Therapeutic Interventions to Assess Outcomes and Disparities in Chronic Kidney Disease among Veterans

Co-Principal Investigator:
Michael A. Langston, Department of Electrical Engineering and Computer Science, University of Tennessee
Abstract:
Chronic kidney disease (CKD) has emerged as a leading cause of morbidity and mortality worldwide, with African Americans having substantially higher incidence rates than whites. Traditional risk factors for cardiovascular disease (e.g., hypertension, hyperlipidemia and obesity) have been proposed as related variables, but they can explain neither the high disease burden nor the excessive racial disparities seen in CKD. Obesity, for example, has even been associated with better outcomes in dialysis patients. Our current CKD understanding is based on scant experimental evidence. Little progress has been made in identifying patient subgroups or demographics that might point to differential diagnosis. Treatments based on complex metabolic abnormalities are limited to short term biochemical endpoints such as phosphorus, hemoglobin and PTH that provide little in the way of convincing evidence of their efficacy in impacting long term clinical outcomes. And treatments aimed at retarding or preventing the development of de-novo CKD and its progression remain limited with little if any recent progress. We therefore seek to leverage the wealth of information contained in large database repositories so that we can systematically examine and compare both traditional and non-traditional risk factors, and also study treatment modalities found in both patients at risk for CKD and in those with established CKD, in particular across races. The national Veterans Affairs research database in particular enables us to perform population-level analysis of multiple disease processes and their treatments.

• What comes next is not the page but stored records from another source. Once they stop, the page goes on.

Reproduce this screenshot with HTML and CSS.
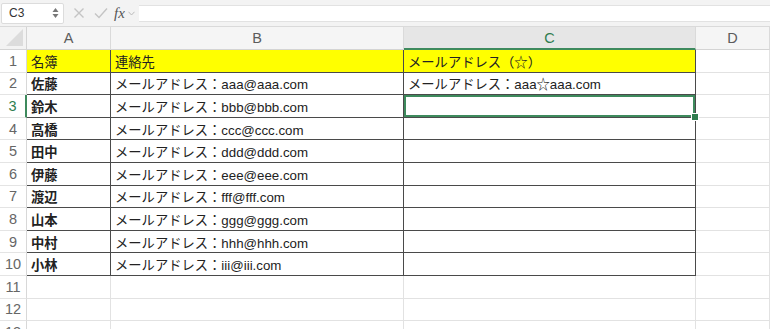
FILE: index.html
```html
<!DOCTYPE html>
<html lang="ja">
<head>
    <meta charset="UTF-8">
    <meta name="viewport" content="width=device-width, initial-scale=1.0">
    <title>名簿</title>
    <link rel="stylesheet" href="styles.css">
</head>
<body>
    <!-- 数式バー -->
    <div class="toolbar">
        <div class="namebox">
            <span>C3</span>
            <svg class="spin" width="7" height="12" viewBox="0 0 7 12">
                <path d="M3.5 1 L6.5 5 L0.5 5 Z" fill="#777"/>
                <path d="M3.5 11 L6.5 7 L0.5 7 Z" fill="#777"/>
            </svg>
        </div>
        <svg class="tool-icon cancel" width="12" height="12" viewBox="0 0 12 12">
            <path d="M1.5 1.5 L10.5 10.5 M10.5 1.5 L1.5 10.5" stroke="#c4c4c4" stroke-width="1.4" fill="none"/>
        </svg>
        <svg class="tool-icon ok" width="14" height="12" viewBox="0 0 14 12">
            <path d="M1 6.5 L5 10.5 L13 1.5" stroke="#c4c4c4" stroke-width="1.4" fill="none"/>
        </svg>
        <span class="fx">fx</span>
        <svg class="chev" width="7" height="5" viewBox="0 0 7 5">
            <path d="M0.5 0.8 L3.5 4 L6.5 0.8" stroke="#bbb" stroke-width="1" fill="none"/>
        </svg>
        <div class="formula"></div>
    </div>

    <!-- シート -->
    <div class="sheet">
        <div class="corner"><div class="tri"></div></div>
        <div class="col-head">A</div>
        <div class="col-head">B</div>
        <div class="col-head active">C</div>
        <div class="col-head">D</div>

        <div class="row-head">1</div>
        <div class="cell data yellow">名簿</div>
        <div class="cell data yellow">連絡先</div>
        <div class="cell data yellow">メールアドレス（☆）</div>
        <div class="cell"></div>

        <div class="row-head">2</div>
        <div class="cell data name">佐藤</div>
        <div class="cell data">メールアドレス：aaa@aaa.com</div>
        <div class="cell data">メールアドレス：aaa☆aaa.com</div>
        <div class="cell"></div>

        <div class="row-head active">3</div>
        <div class="cell data name">鈴木</div>
        <div class="cell data">メールアドレス：bbb@bbb.com</div>
        <div class="cell data selected"><span class="handle"></span></div>
        <div class="cell"></div>

        <div class="row-head">4</div>
        <div class="cell data name">高橋</div>
        <div class="cell data">メールアドレス：ccc@ccc.com</div>
        <div class="cell data"></div>
        <div class="cell"></div>

        <div class="row-head">5</div>
        <div class="cell data name">田中</div>
        <div class="cell data">メールアドレス：ddd@ddd.com</div>
        <div class="cell data"></div>
        <div class="cell"></div>

        <div class="row-head">6</div>
        <div class="cell data name">伊藤</div>
        <div class="cell data">メールアドレス：eee@eee.com</div>
        <div class="cell data"></div>
        <div class="cell"></div>

        <div class="row-head">7</div>
        <div class="cell data name">渡辺</div>
        <div class="cell data">メールアドレス：fff@fff.com</div>
        <div class="cell data"></div>
        <div class="cell"></div>

        <div class="row-head">8</div>
        <div class="cell data name">山本</div>
        <div class="cell data">メールアドレス：ggg@ggg.com</div>
        <div class="cell data"></div>
        <div class="cell"></div>

        <div class="row-head">9</div>
        <div class="cell data name">中村</div>
        <div class="cell data">メールアドレス：hhh@hhh.com</div>
        <div class="cell data"></div>
        <div class="cell"></div>

        <div class="row-head">10</div>
        <div class="cell data name">小林</div>
        <div class="cell data">メールアドレス：iii@iii.com</div>
        <div class="cell data"></div>
        <div class="cell"></div>

        <div class="row-head">11</div>
        <div class="cell"></div>
        <div class="cell"></div>
        <div class="cell"></div>
        <div class="cell"></div>

        <div class="row-head">12</div>
        <div class="cell"></div>
        <div class="cell"></div>
        <div class="cell"></div>
        <div class="cell"></div>

        <div class="row-head">13</div>
        <div class="cell"></div>
        <div class="cell"></div>
        <div class="cell"></div>
        <div class="cell"></div>
    </div>
</body>
</html>
```

FILE: styles.css
```css
body {
    margin: 0;
    width: 770px;
    height: 329px;
    overflow: hidden;
    background: #fff;
    font-family: "Liberation Sans", "Noto Sans CJK JP", sans-serif;
    color: #222;
}
.toolbar {
    display: flex;
    align-items: center;
    height: 27px;
    box-sizing: border-box;
    background-color: #f3f3f3;
    border-bottom: 1px solid #dadada;
}
.namebox {
    display: flex;
    align-items: center;
    justify-content: space-between;
    width: 63px;
    height: 21px;
    margin-left: 1px;
    padding: 0 4px 0 7px;
    box-sizing: border-box;
    background-color: white;
    border: 1px solid #dcdcdc;
    border-radius: 2px;
    font-family: "Liberation Sans", Arial, sans-serif;
    font-size: 12px;
    color: #333;
}
.cancel {
    margin-left: 9px;
}
.ok {
    margin-left: 9px;
}
.fx {
    margin-left: 6px;
    font-family: "Liberation Serif", serif;
    font-style: italic;
    font-size: 15px;
    color: #555;
}
.chev {
    margin-left: 3px;
}
.formula {
    flex: 1;
    height: 17px;
    margin-left: 4px;
    box-sizing: border-box;
    background-color: white;
    border-top: 1px solid #e2e2e2;
    border-bottom: 1px solid #e2e2e2;
}
.sheet {
    display: grid;
    grid-template-columns: 27px 84px 293px 292px 74px;
    grid-template-rows: 23px repeat(13, 22.6px);
}
.corner {
    position: relative;
    background-color: #f3f3f3;
    border-right: 1px solid #d4d4d4;
    border-bottom: 1px solid #d4d4d4;
}
.tri {
    position: absolute;
    right: 3px;
    bottom: 3px;
    width: 0;
    height: 0;
    border-left: 17px solid transparent;
    border-bottom: 17px solid #dcdcdc;
}
.col-head {
    display: flex;
    align-items: center;
    justify-content: center;
    background-color: #f5f5f5;
    border-right: 1px solid #dadada;
    border-bottom: 1px solid #d4d4d4;
    font-size: 14.5px;
    color: #5c5c5c;
}
.col-head.active {
    background-color: #e6e6e6;
    color: #2f7d4f;
    border-bottom: 2px solid #3e8a5d;
}
.row-head {
    display: flex;
    align-items: center;
    justify-content: center;
    background-color: #fff;
    border-right: 1px solid #d8d8d8;
    border-bottom: 1px solid #e4e4e4;
    font-size: 14.5px;
    color: #666;
}
.row-head.active {
    color: #2f7d4f;
    border-right: 2px solid #3e8a5d;
}
.cell {
    position: relative;
    display: flex;
    align-items: center;
    padding: 1px 4px 0;
    box-sizing: border-box;
    border-right: 1px solid #e2e2e2;
    border-bottom: 1px solid #e2e2e2;
    font-size: 13.3px;
    white-space: nowrap;
}
.cell.data {
    border-right-color: #4a4a4a;
    border-bottom-color: #4a4a4a;
}
.yellow {
    background-color: #ffff00;
}
.name {
    font-weight: 600;
}
.selected {
    box-shadow: inset 0 0 0 2px #3e8a5d;
}
.handle {
    position: absolute;
    right: -4px;
    bottom: -4px;
    width: 6px;
    height: 6px;
    background-color: #2f7d4f;
    border: 1px solid white;
    z-index: 2;
}
```
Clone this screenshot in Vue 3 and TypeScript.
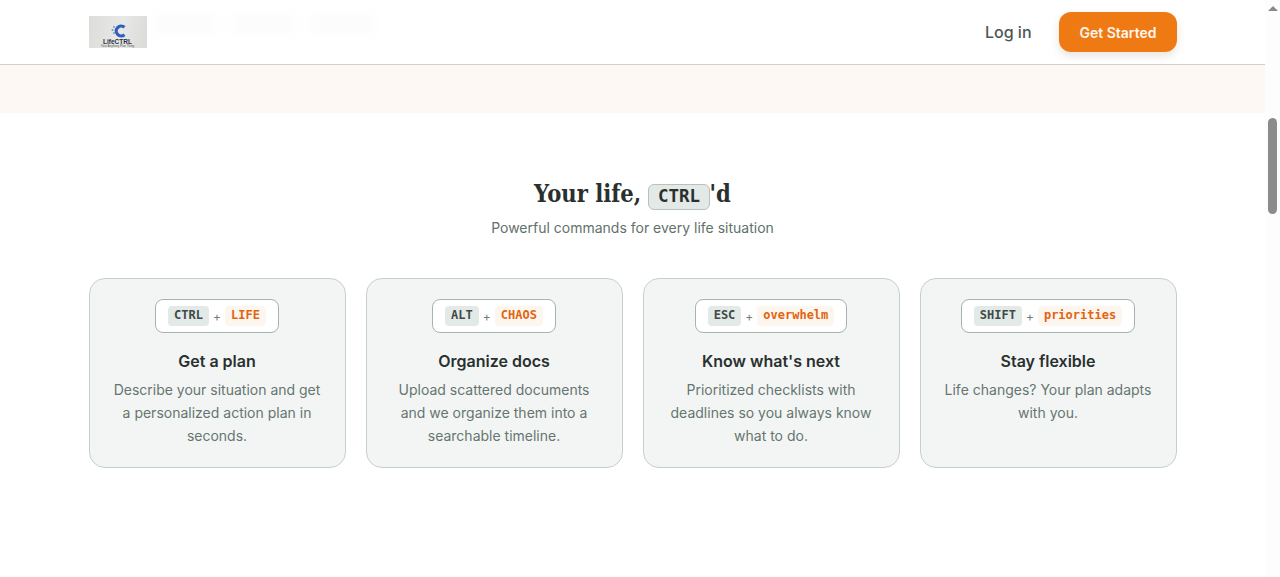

At the same time, it offers us the opportunity to account for complex interactions and to extract granular race/ethnicity and patient-level information. With this wealth of data we will examine, for example, the effect of interventions on clinical outcomes in millions of veterans with non-dialysis dependent CKD, including over a quarter million African Americans. We will also employ powerful graph theoretical algorithms and leadership-class computing resources to test and extend the validity of preliminary findings, to identify putative patient subtypes, to highlight latent, subtle and often highly complex interactions between the various concomitantly administered treatment modalities and clinical outcomes, and to pinpoint outliers that may otherwise confound the analysis.
Research Partners:
The PI for this project is Csaba P. Kovesdy at The University of Tennessee Health Science Center.